Exercise goal – Please write the listing below out again exactly, leaving every picture behind.

Provided data –

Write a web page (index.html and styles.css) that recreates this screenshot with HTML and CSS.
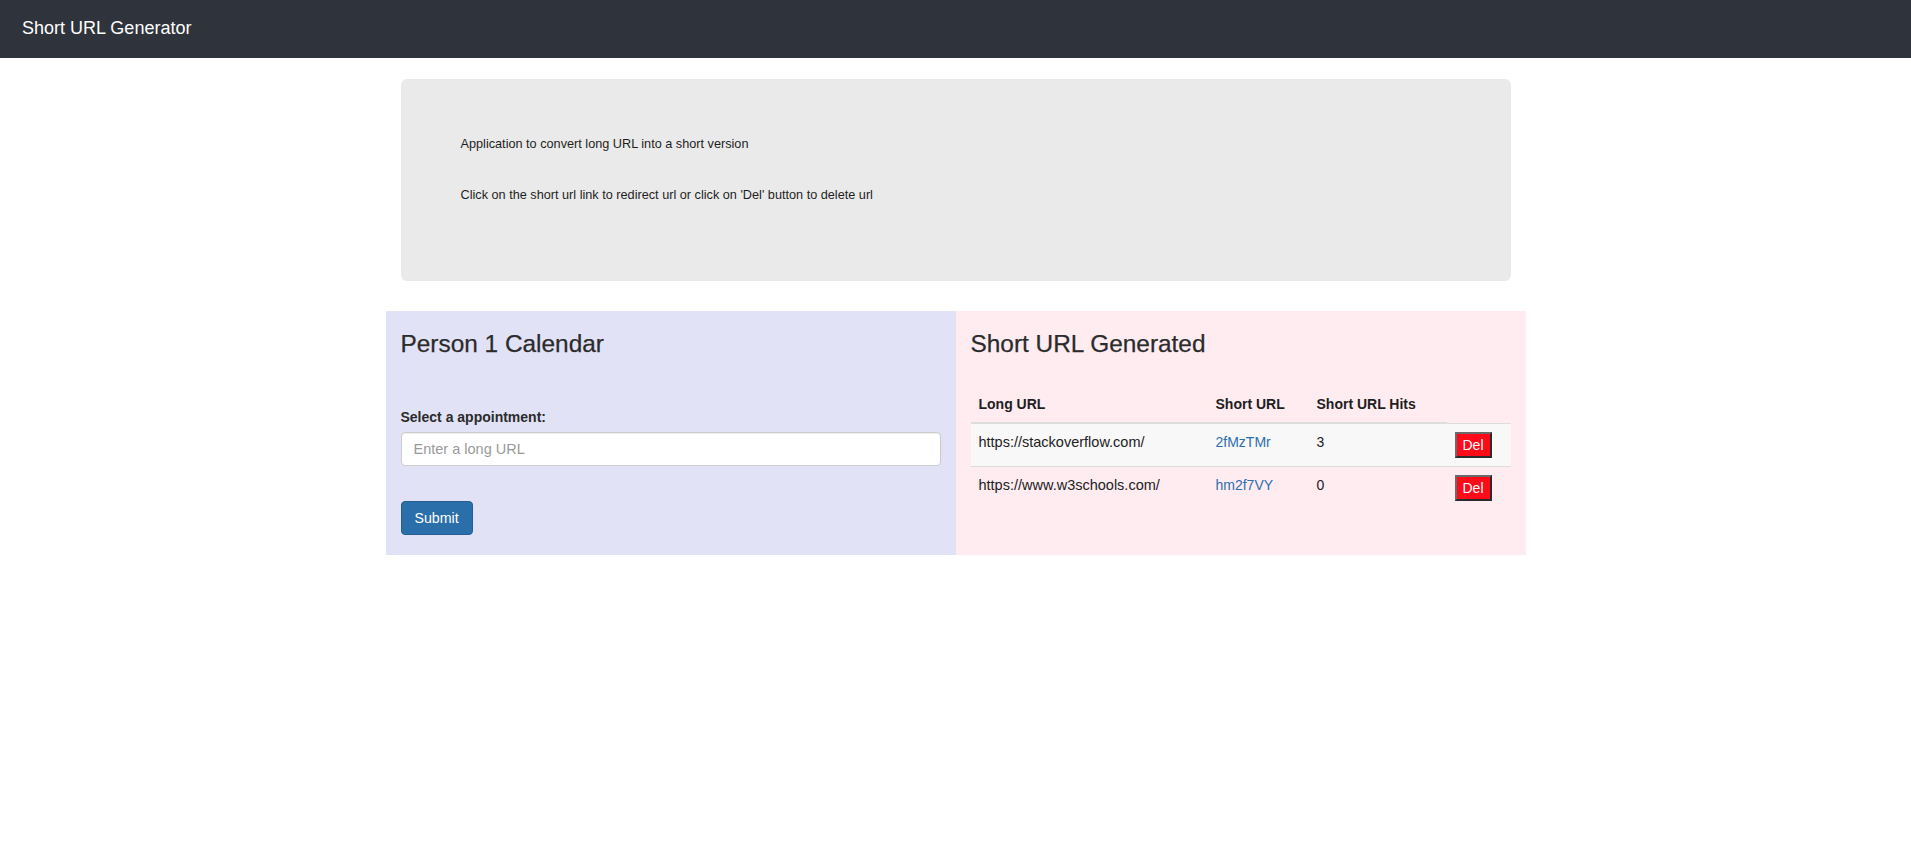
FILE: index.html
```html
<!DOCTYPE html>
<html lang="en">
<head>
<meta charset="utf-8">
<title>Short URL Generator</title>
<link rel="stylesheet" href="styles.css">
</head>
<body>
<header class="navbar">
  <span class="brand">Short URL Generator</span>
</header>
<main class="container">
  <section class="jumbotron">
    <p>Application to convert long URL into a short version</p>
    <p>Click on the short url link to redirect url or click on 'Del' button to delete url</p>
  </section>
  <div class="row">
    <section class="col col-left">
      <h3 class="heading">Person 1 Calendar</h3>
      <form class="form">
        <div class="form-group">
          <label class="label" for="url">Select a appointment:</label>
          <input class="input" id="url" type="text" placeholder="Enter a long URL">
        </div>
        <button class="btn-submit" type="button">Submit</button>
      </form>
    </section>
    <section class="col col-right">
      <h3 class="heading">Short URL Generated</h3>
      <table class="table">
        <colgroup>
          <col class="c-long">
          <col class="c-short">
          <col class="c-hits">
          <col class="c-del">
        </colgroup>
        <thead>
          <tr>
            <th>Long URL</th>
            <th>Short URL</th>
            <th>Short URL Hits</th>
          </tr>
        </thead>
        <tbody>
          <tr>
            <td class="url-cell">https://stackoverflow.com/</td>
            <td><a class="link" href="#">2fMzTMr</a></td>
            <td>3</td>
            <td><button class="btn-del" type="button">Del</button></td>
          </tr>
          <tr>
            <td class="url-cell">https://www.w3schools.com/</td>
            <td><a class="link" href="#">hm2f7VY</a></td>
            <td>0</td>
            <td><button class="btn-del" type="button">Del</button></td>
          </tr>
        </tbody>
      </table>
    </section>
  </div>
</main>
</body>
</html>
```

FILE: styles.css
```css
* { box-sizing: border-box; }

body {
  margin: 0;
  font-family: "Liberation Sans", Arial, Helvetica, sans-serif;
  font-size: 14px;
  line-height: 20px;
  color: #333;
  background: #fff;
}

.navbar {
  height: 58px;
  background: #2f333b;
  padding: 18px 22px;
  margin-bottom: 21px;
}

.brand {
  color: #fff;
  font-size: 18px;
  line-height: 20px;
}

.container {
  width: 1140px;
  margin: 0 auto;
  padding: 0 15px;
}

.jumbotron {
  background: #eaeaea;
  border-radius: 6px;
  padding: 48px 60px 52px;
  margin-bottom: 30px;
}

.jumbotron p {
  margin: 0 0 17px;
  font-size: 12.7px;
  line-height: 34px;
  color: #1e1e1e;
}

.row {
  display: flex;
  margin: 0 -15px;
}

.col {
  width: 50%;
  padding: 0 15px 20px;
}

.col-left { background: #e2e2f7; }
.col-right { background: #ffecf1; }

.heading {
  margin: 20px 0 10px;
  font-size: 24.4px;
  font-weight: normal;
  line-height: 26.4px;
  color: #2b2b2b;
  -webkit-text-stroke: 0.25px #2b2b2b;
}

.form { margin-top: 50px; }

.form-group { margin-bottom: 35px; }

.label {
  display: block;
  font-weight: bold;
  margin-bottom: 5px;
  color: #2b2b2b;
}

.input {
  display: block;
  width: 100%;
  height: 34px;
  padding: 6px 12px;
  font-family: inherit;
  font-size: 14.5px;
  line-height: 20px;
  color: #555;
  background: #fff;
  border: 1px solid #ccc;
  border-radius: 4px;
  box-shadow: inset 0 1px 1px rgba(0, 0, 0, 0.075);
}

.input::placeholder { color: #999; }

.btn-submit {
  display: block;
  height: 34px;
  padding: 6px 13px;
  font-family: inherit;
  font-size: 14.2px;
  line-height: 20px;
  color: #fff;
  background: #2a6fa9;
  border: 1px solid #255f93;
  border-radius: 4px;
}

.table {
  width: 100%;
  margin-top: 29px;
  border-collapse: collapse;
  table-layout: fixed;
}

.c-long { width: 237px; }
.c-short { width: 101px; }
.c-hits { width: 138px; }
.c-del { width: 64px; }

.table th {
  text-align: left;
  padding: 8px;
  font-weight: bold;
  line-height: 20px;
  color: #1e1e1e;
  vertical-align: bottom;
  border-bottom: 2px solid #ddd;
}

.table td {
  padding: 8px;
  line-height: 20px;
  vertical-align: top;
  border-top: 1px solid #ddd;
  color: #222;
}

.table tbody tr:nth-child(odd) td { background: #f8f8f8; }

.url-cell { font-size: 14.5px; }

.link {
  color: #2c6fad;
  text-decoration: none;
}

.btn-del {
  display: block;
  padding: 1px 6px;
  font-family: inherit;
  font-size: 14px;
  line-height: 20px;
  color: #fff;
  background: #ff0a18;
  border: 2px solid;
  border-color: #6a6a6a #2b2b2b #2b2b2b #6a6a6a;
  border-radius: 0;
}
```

Solution –
Write a web page (index.html and styles.css) that recreates this screenshot with HTML and CSS.
FILE: index.html
```html
<!DOCTYPE html>
<html lang="en">
<head>
<meta charset="utf-8">
<title>Short URL Generator</title>
<link rel="stylesheet" href="styles.css">
</head>
<body>
<header class="navbar">
  <span class="brand">Short URL Generator</span>
</header>
<main class="container">
  <section class="jumbotron">
    <p>Application to convert long URL into a short version</p>
    <p>Click on the short url link to redirect url or click on 'Del' button to delete url</p>
  </section>
  <div class="row">
    <section class="col col-left">
      <h3 class="heading">Person 1 Calendar</h3>
      <form class="form">
        <div class="form-group">
          <label class="label" for="url">Select a appointment:</label>
          <input class="input" id="url" type="text" placeholder="Enter a long URL">
        </div>
        <button class="btn-submit" type="button">Submit</button>
      </form>
    </section>
    <section class="col col-right">
      <h3 class="heading">Short URL Generated</h3>
      <table class="table">
        <colgroup>
          <col class="c-long">
          <col class="c-short">
          <col class="c-hits">
          <col class="c-del">
        </colgroup>
        <thead>
          <tr>
            <th>Long URL</th>
            <th>Short URL</th>
            <th>Short URL Hits</th>
          </tr>
        </thead>
        <tbody>
          <tr>
            <td class="url-cell">https://stackoverflow.com/</td>
            <td><a class="link" href="#">2fMzTMr</a></td>
            <td>3</td>
            <td><button class="btn-del" type="button">Del</button></td>
          </tr>
          <tr>
            <td class="url-cell">https://www.w3schools.com/</td>
            <td><a class="link" href="#">hm2f7VY</a></td>
            <td>0</td>
            <td><button class="btn-del" type="button">Del</button></td>
          </tr>
        </tbody>
      </table>
    </section>
  </div>
</main>
</body>
</html>
```

FILE: styles.css
```css
* { box-sizing: border-box; }

body {
  margin: 0;
  font-family: "Liberation Sans", Arial, Helvetica, sans-serif;
  font-size: 14px;
  line-height: 20px;
  color: #333;
  background: #fff;
}

.navbar {
  height: 58px;
  background: #2f333b;
  padding: 18px 22px;
  margin-bottom: 21px;
}

.brand {
  color: #fff;
  font-size: 18px;
  line-height: 20px;
}

.container {
  width: 1140px;
  margin: 0 auto;
  padding: 0 15px;
}

.jumbotron {
  background: #eaeaea;
  border-radius: 6px;
  padding: 48px 60px 52px;
  margin-bottom: 30px;
}

.jumbotron p {
  margin: 0 0 17px;
  font-size: 12.7px;
  line-height: 34px;
  color: #1e1e1e;
}

.row {
  display: flex;
  margin: 0 -15px;
}

.col {
  width: 50%;
  padding: 0 15px 20px;
}

.col-left { background: #e2e2f7; }
.col-right { background: #ffecf1; }

.heading {
  margin: 20px 0 10px;
  font-size: 24.4px;
  font-weight: normal;
  line-height: 26.4px;
  color: #2b2b2b;
  -webkit-text-stroke: 0.25px #2b2b2b;
}

.form { margin-top: 50px; }

.form-group { margin-bottom: 35px; }

.label {
  display: block;
  font-weight: bold;
  margin-bottom: 5px;
  color: #2b2b2b;
}

.input {
  display: block;
  width: 100%;
  height: 34px;
  padding: 6px 12px;
  font-family: inherit;
  font-size: 14.5px;
  line-height: 20px;
  color: #555;
  background: #fff;
  border: 1px solid #ccc;
  border-radius: 4px;
  box-shadow: inset 0 1px 1px rgba(0, 0, 0, 0.075);
}

.input::placeholder { color: #999; }

.btn-submit {
  display: block;
  height: 34px;
  padding: 6px 13px;
  font-family: inherit;
  font-size: 14.2px;
  line-height: 20px;
  color: #fff;
  background: #2a6fa9;
  border: 1px solid #255f93;
  border-radius: 4px;
}

.table {
  width: 100%;
  margin-top: 29px;
  border-collapse: collapse;
  table-layout: fixed;
}

.c-long { width: 237px; }
.c-short { width: 101px; }
.c-hits { width: 138px; }
.c-del { width: 64px; }

.table th {
  text-align: left;
  padding: 8px;
  font-weight: bold;
  line-height: 20px;
  color: #1e1e1e;
  vertical-align: bottom;
  border-bottom: 2px solid #ddd;
}

.table td {
  padding: 8px;
  line-height: 20px;
  vertical-align: top;
  border-top: 1px solid #ddd;
  color: #222;
}

.table tbody tr:nth-child(odd) td { background: #f8f8f8; }

.url-cell { font-size: 14.5px; }

.link {
  color: #2c6fad;
  text-decoration: none;
}

.btn-del {
  display: block;
  padding: 1px 6px;
  font-family: inherit;
  font-size: 14px;
  line-height: 20px;
  color: #fff;
  background: #ff0a18;
  border: 2px solid;
  border-color: #6a6a6a #2b2b2b #2b2b2b #6a6a6a;
  border-radius: 0;
}
```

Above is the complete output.